Como hasta 1977 y el LP News of the World no utilizaron sintetizador alguno, todos los sonidos se hacían de manera analógica, modificando el pitch de las cintas, utilizando todo tipo de artilugios caseros tal como grabar a través de ventiladores, latas de conserva haciendo de micrófonos, instrumentos de juguete, etc. Pero, tal vez, el signo sonoro más significativo sea el de la guitarra de May: un instrumento construido por él y su padre a partir de la madera de un viejo hogar y con una configuración de micrófonos creada por él mismo. La ejecución la hacía no con una púa, sino con una moneda de 5 peniques o la yema de sus dedos. Por eso su sonido es aún hoy único.

Hay solo un saldo negativo para esa era de oro de la banda y son las mezclas: no sé quién cortaba los masters definitivos, pero hay discos que, si no se escuchan con la compresión adecuada, pierden cualidades que hacen al corazón mismo de la obra.

Tal vez quede como firma indeleble esa aplicación y minuciosidad por el detalle, las paredes de hasta doce guitarras (God Save the Queen, track final de “A Night at the Opera”), las voces armonizadas que, capa sobre capa, emulaban la ampulosidad de un coro polifónico digno de las más pretenciosas cantatas de Mozart o Bach, la amplitud estilística desde un rock casi tan pesado como el de Sabbath hasta las más mortíferas y chopenianas baladas que merecían el mote de himnos, la voz tragicómica de Mercury, capaz de ir desde la cima del desgarramiento hasta la ligereza del vaudeville, la base sólida y eficaz de Deacon y Taylor. Una banda definitivamente “de estudio” que en vivo se las arreglaba en base a potencia para no perder esa cualidad. Algo que pocos monstruos lograron.

Y la década del 80, que traería una renovación en el rumbo de la música sería impiadosa con los viejos monstruos, los llevaría, de la mano del productor alemán Mack, lentamente a la decadencia[1] que terminaría con la muerte de Mercury y la disolución de la banda.

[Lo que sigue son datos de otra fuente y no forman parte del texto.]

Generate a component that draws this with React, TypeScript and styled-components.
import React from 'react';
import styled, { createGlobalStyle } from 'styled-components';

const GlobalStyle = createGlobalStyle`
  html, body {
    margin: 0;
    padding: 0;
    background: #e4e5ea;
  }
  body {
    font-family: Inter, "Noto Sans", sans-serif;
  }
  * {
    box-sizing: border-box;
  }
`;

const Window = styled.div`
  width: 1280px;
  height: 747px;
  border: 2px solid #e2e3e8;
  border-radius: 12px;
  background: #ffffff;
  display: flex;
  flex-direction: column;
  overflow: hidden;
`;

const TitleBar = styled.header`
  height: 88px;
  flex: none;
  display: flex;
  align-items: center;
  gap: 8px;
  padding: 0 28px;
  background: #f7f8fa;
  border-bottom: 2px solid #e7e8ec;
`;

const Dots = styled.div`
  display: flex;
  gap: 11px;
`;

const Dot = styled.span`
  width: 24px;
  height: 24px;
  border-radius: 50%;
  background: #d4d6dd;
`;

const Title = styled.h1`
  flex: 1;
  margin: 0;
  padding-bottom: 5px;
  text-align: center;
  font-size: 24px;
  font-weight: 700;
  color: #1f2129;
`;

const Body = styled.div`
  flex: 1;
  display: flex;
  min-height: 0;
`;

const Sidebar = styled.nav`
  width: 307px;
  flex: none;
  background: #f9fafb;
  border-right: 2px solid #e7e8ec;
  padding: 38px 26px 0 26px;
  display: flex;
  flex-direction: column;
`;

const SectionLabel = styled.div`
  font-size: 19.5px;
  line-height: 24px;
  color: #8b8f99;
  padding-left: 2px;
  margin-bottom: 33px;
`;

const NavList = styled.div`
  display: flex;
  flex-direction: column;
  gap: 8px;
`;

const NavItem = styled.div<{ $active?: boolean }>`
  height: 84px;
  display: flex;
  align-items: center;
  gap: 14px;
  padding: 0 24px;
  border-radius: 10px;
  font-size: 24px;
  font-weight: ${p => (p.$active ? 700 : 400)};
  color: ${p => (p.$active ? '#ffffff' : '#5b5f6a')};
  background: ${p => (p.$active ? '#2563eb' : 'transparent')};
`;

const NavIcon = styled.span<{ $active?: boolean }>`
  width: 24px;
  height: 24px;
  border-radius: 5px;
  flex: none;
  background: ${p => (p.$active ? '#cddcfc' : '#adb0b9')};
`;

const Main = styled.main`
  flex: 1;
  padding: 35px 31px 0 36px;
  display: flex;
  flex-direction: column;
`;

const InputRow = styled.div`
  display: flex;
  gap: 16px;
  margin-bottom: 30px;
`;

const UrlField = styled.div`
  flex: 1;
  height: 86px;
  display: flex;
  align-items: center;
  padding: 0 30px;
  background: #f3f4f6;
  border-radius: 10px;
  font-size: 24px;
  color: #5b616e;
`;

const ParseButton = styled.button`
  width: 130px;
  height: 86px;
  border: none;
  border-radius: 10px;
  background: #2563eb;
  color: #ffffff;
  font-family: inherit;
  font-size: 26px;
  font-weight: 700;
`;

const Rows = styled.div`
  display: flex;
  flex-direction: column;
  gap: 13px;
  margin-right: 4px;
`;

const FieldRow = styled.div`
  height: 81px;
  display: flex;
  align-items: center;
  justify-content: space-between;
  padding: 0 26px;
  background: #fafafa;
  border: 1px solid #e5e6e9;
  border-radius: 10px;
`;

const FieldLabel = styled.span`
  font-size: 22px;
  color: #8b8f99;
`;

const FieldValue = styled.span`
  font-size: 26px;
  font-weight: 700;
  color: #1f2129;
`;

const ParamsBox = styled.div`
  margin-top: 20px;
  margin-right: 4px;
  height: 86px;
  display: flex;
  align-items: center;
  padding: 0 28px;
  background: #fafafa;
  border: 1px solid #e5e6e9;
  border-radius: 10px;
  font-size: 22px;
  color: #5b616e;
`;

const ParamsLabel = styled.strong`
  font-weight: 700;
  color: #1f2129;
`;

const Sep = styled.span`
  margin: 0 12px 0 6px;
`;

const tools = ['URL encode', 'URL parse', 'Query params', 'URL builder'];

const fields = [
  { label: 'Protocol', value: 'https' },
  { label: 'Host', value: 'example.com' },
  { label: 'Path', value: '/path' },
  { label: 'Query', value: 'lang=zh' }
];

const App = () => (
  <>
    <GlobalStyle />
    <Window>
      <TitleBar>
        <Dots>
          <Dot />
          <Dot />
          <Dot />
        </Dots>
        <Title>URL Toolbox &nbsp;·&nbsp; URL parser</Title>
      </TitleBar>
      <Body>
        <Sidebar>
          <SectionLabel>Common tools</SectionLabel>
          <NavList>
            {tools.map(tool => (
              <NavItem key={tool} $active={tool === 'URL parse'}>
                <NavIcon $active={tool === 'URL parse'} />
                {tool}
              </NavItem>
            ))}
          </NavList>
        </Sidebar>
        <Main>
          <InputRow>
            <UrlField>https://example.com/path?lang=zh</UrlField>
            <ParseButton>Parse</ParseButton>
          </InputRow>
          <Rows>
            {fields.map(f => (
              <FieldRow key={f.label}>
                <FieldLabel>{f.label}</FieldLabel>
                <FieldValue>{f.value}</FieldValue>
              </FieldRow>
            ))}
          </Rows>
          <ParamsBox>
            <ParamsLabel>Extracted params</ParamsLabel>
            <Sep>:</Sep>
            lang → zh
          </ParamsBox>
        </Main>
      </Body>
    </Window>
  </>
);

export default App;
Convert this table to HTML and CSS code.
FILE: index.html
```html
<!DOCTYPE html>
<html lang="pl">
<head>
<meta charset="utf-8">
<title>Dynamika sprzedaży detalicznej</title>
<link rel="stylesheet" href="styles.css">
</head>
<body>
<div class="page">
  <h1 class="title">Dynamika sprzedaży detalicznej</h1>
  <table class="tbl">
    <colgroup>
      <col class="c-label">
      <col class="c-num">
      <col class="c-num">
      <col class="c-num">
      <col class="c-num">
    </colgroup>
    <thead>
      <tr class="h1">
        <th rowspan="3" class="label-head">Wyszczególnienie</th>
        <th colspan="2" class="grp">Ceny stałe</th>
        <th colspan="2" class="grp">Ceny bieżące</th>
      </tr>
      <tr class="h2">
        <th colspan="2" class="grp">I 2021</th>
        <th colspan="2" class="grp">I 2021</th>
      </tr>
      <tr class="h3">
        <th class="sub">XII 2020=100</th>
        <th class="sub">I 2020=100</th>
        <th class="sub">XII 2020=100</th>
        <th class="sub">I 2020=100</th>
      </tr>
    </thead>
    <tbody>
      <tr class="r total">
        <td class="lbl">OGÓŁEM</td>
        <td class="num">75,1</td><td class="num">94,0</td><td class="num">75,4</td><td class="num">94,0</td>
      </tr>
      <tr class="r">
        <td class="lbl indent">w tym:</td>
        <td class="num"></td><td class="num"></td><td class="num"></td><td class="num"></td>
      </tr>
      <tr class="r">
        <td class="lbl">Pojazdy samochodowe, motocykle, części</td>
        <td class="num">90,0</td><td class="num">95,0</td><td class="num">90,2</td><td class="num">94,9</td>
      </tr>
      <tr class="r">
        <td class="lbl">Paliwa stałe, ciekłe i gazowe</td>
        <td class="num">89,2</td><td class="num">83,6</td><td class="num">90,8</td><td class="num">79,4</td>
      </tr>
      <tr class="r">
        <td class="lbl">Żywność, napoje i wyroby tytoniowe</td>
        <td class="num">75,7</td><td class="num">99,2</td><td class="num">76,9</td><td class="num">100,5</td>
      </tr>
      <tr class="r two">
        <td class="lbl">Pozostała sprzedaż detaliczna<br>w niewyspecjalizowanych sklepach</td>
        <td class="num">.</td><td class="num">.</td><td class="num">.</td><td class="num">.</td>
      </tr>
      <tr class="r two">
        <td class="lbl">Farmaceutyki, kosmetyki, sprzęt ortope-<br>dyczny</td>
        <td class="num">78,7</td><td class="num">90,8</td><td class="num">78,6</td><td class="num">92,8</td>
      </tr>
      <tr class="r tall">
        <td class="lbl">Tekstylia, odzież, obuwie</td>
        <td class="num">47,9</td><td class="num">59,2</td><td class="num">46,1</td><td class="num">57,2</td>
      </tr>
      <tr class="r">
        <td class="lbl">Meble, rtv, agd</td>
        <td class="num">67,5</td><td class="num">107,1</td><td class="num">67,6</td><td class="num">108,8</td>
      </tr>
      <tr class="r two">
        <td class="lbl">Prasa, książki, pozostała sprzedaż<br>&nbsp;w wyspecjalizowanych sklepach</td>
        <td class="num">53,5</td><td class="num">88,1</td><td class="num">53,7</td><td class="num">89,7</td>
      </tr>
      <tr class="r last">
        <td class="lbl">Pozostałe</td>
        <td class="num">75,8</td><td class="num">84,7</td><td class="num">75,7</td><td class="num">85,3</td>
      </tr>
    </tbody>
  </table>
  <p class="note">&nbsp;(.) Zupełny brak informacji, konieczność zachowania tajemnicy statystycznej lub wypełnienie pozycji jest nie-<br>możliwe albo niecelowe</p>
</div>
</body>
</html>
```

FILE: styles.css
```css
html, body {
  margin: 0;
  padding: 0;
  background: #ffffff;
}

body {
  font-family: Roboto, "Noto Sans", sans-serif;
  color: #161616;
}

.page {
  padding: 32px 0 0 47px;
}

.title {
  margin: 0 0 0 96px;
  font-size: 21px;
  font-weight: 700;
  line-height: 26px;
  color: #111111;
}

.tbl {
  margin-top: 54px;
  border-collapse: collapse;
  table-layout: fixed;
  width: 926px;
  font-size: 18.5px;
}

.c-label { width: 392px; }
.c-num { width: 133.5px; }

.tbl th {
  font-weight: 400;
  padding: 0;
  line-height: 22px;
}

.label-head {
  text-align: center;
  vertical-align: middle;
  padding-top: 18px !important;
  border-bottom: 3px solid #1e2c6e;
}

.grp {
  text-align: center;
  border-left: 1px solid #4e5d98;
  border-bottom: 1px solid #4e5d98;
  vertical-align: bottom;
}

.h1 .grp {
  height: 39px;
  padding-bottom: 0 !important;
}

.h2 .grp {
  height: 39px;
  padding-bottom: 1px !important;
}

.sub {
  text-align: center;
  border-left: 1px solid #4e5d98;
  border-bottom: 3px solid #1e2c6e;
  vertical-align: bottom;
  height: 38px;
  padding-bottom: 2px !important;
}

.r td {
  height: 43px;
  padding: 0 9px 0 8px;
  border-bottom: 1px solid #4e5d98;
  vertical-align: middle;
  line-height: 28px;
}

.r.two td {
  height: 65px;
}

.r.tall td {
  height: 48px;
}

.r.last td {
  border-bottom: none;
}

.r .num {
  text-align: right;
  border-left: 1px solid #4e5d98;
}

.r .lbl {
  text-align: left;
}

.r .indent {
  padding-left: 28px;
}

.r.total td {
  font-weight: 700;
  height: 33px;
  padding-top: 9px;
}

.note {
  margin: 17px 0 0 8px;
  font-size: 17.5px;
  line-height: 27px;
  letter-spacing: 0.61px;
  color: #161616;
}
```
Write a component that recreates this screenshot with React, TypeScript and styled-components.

Que hoy May y Taylor sigan girando con algún cantante salido de American Idol, solo deja como comentario la entereza y respeto de Deacon, que supo decir no y mantener así intachable el recuerdo.

Dios salve a la Reina. Otra víctima del maleficio del éxito.





















[1] No confundir popularidad con calidad compositiva es determinante para entender la apreciación.